Another Year Prouder

Another year has passed and another collection of Pride festivities have come and gone. The rainbows are coming down, business go back to normal, and all the love is love merchandise gets packed up and sent to the junkyard. Last year I talked about my skepticism and anger towards rainbow capitalism. Don’t get me wrong, I’m still very much anti - rainbow washing.

However, as I get older, I’ve noticed a few things have changed. For one thing, my skepticism and disdain have evolved to indifference. Any maybe even a little hope. At this point in my 30 year old decrepit life, I’m too tired to hold on to negativity. Last year I wrote about how much I hated it and expressed total detestation. This year, we’re letting go of that. I’ve come to accept Pride and all it’s theatrics as just another part of life. Like driving through traffic or washing my ass.
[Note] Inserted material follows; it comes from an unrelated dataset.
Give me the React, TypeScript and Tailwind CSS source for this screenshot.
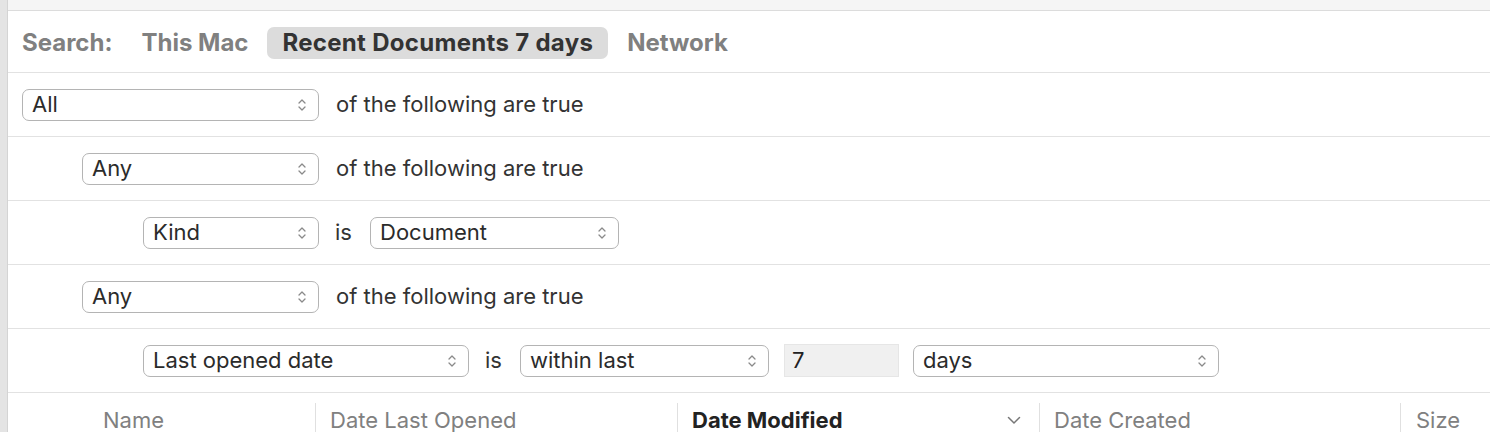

I participate every year marching with a non-profit AIDS organization because I know deep down that there’s a need for it. Fighting the stigma around HIV/AIDS is a lifelong battle I’m willing to fight. But while I march surrounded by faggotry of all kinds, I see in the corners of my eyes little kids who get all doe-eyed at the sight of grown ups they aspire to be. I saw a little boy’s eyes light up when he saw me rocking my Malibu Ken doll realness look and asked his mom if he could get pink clothes. My heart grew 10x that day.

I go through this cycle of hatred and hopefulness as I continuously explore my relationship with Pride as a branding. Yes, you have the absolute cringe Target collection where the designers were clearly not gay and tried to make something that a liberal try-hard parent would make for their non-binary kid; I hate to get corny, but I think that should count for something. It’s a baby step in making non-heteronomative ideals the norm. I know that my decades of apprehension have made me somewhat jaded to these types of corporate gestures, but if it’s not hurting anybody and the net result is a positive impression on the future of all queerkind, then what’s the point in my being a hater?

I’m also guilty of Pride theatrics because I don’t normally dress like a fag like in the picture above. I enjoy it, but I don’t prefer it. I’m the gay that wears an oversized hoodie and sweats. I wear the pink during Pride as a way to draw attention for myself and to commemorate the season. In a way it feels inauthentic, but also part of who I am. So in my throwing proverbial criticism stones at Pride glass houses, I’m a hypocrite. I hurl rocks at the very institution that made me the tiny booty shorts I so enjoy because it makes my ass look insane.

I know that my outlook on Pride will evolve more as I continue to explore my queerness and my identity and my sexuality and all the other aspects of me. And that’s going to be an exhausting journey. One that I’m okay to explore my whole life. One thing is certain: Pride, and all the stagecraft it comes it, however empty and virtue-signaly it may be, is an important and necessary component of our life. It’s one that brings beauty to an already dark and bleak world. It gives me hope that one day everybody will just walk out the street wearing makeup and ballroom gowns and nobody even bats an eye.